## GOAL
Find the lines in these entries that include the word "screenshot" and state how many there are, with no other words.

Entries with page source code

>>>

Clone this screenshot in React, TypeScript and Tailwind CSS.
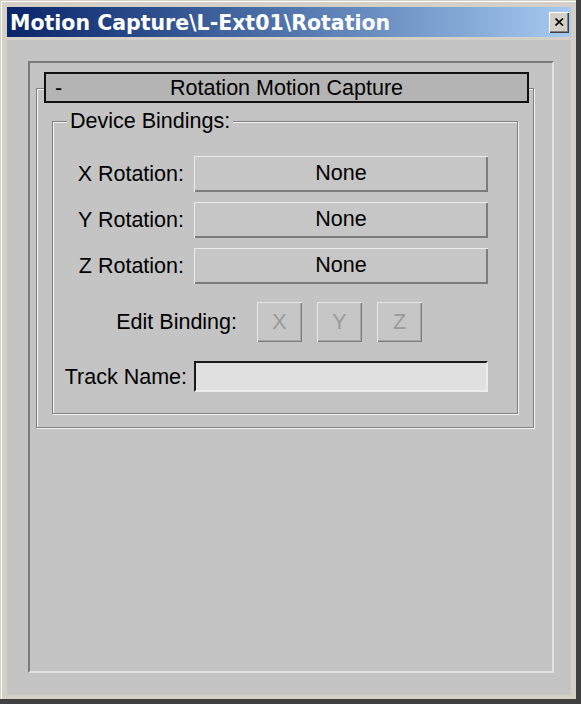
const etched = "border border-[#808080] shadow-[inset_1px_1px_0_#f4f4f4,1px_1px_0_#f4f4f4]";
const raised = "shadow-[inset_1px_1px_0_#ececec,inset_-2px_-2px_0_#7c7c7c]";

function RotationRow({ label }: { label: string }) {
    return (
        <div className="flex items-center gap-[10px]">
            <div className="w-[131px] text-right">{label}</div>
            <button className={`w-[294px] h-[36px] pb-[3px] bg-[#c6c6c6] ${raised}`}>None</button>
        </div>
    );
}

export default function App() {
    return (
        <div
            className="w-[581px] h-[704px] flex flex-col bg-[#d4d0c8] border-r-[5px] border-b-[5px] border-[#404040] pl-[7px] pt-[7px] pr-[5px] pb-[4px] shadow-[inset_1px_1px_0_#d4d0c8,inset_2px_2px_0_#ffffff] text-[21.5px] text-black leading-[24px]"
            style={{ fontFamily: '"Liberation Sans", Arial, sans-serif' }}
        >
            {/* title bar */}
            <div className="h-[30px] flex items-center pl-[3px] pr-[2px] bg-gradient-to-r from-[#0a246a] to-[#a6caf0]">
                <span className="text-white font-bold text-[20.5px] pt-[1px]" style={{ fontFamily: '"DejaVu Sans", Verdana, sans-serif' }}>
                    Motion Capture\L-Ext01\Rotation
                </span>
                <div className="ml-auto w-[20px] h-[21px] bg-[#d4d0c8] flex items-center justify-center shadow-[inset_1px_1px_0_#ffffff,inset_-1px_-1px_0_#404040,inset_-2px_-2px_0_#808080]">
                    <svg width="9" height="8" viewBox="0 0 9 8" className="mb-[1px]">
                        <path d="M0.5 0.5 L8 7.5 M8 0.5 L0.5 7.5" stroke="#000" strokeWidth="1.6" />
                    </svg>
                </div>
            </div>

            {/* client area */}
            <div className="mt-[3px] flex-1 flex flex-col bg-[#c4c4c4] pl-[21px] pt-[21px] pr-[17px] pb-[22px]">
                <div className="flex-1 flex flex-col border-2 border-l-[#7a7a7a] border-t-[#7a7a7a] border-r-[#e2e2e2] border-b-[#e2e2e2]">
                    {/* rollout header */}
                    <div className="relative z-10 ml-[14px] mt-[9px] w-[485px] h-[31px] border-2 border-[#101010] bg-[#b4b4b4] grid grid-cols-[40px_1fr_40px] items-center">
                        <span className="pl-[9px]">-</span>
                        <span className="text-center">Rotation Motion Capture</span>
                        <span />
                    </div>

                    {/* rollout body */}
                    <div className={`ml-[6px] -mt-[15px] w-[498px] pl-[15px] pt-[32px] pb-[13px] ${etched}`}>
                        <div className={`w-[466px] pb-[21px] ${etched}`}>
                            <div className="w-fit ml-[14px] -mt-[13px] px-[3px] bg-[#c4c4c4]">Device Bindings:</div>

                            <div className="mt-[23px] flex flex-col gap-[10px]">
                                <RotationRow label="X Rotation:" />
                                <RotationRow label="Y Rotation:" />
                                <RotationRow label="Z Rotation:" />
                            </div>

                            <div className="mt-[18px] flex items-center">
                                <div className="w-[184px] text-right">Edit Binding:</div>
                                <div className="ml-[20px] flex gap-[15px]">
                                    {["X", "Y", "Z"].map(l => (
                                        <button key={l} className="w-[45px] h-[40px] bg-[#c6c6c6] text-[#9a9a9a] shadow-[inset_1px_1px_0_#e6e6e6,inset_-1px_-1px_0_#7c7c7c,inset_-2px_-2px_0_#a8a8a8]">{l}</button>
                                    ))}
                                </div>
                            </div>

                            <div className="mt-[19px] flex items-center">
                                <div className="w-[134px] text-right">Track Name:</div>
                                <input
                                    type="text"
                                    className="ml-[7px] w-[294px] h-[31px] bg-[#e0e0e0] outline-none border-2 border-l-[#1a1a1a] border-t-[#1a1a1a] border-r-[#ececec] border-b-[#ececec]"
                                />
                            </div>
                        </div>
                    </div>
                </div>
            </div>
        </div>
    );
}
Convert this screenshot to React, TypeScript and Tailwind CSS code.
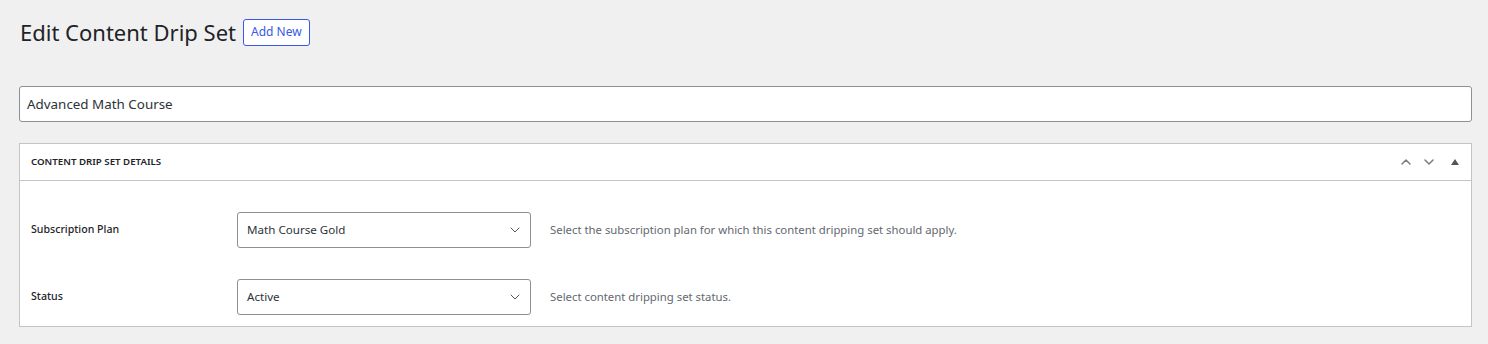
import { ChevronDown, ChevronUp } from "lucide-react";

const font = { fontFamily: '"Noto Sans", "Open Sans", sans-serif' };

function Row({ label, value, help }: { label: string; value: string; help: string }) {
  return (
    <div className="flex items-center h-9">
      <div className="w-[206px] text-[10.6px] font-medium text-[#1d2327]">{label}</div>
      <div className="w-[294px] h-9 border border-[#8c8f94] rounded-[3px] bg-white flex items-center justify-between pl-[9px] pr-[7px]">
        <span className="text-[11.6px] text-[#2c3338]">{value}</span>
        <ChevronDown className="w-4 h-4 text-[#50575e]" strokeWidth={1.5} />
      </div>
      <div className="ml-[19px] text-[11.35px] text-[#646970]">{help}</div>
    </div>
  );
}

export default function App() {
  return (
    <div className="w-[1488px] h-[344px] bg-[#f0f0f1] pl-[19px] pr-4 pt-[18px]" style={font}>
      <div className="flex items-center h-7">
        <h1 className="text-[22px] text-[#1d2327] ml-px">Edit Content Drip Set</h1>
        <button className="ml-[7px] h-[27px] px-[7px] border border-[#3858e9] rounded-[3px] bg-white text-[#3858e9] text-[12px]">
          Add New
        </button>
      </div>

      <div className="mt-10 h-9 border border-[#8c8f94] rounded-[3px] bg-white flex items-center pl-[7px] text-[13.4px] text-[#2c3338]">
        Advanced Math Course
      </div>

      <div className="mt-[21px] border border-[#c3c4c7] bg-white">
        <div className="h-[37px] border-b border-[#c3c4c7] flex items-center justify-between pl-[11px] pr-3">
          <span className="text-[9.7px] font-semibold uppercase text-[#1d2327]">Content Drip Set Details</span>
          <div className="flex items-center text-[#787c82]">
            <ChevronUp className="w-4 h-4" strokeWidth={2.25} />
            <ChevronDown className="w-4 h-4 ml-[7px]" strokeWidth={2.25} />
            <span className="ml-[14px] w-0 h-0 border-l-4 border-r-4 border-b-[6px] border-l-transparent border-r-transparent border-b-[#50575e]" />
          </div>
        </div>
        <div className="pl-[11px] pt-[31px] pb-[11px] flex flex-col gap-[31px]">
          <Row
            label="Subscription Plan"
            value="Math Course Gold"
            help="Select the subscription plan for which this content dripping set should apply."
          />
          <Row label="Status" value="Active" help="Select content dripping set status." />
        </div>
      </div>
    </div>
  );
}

<<<

## SOLVED PROBLEM
2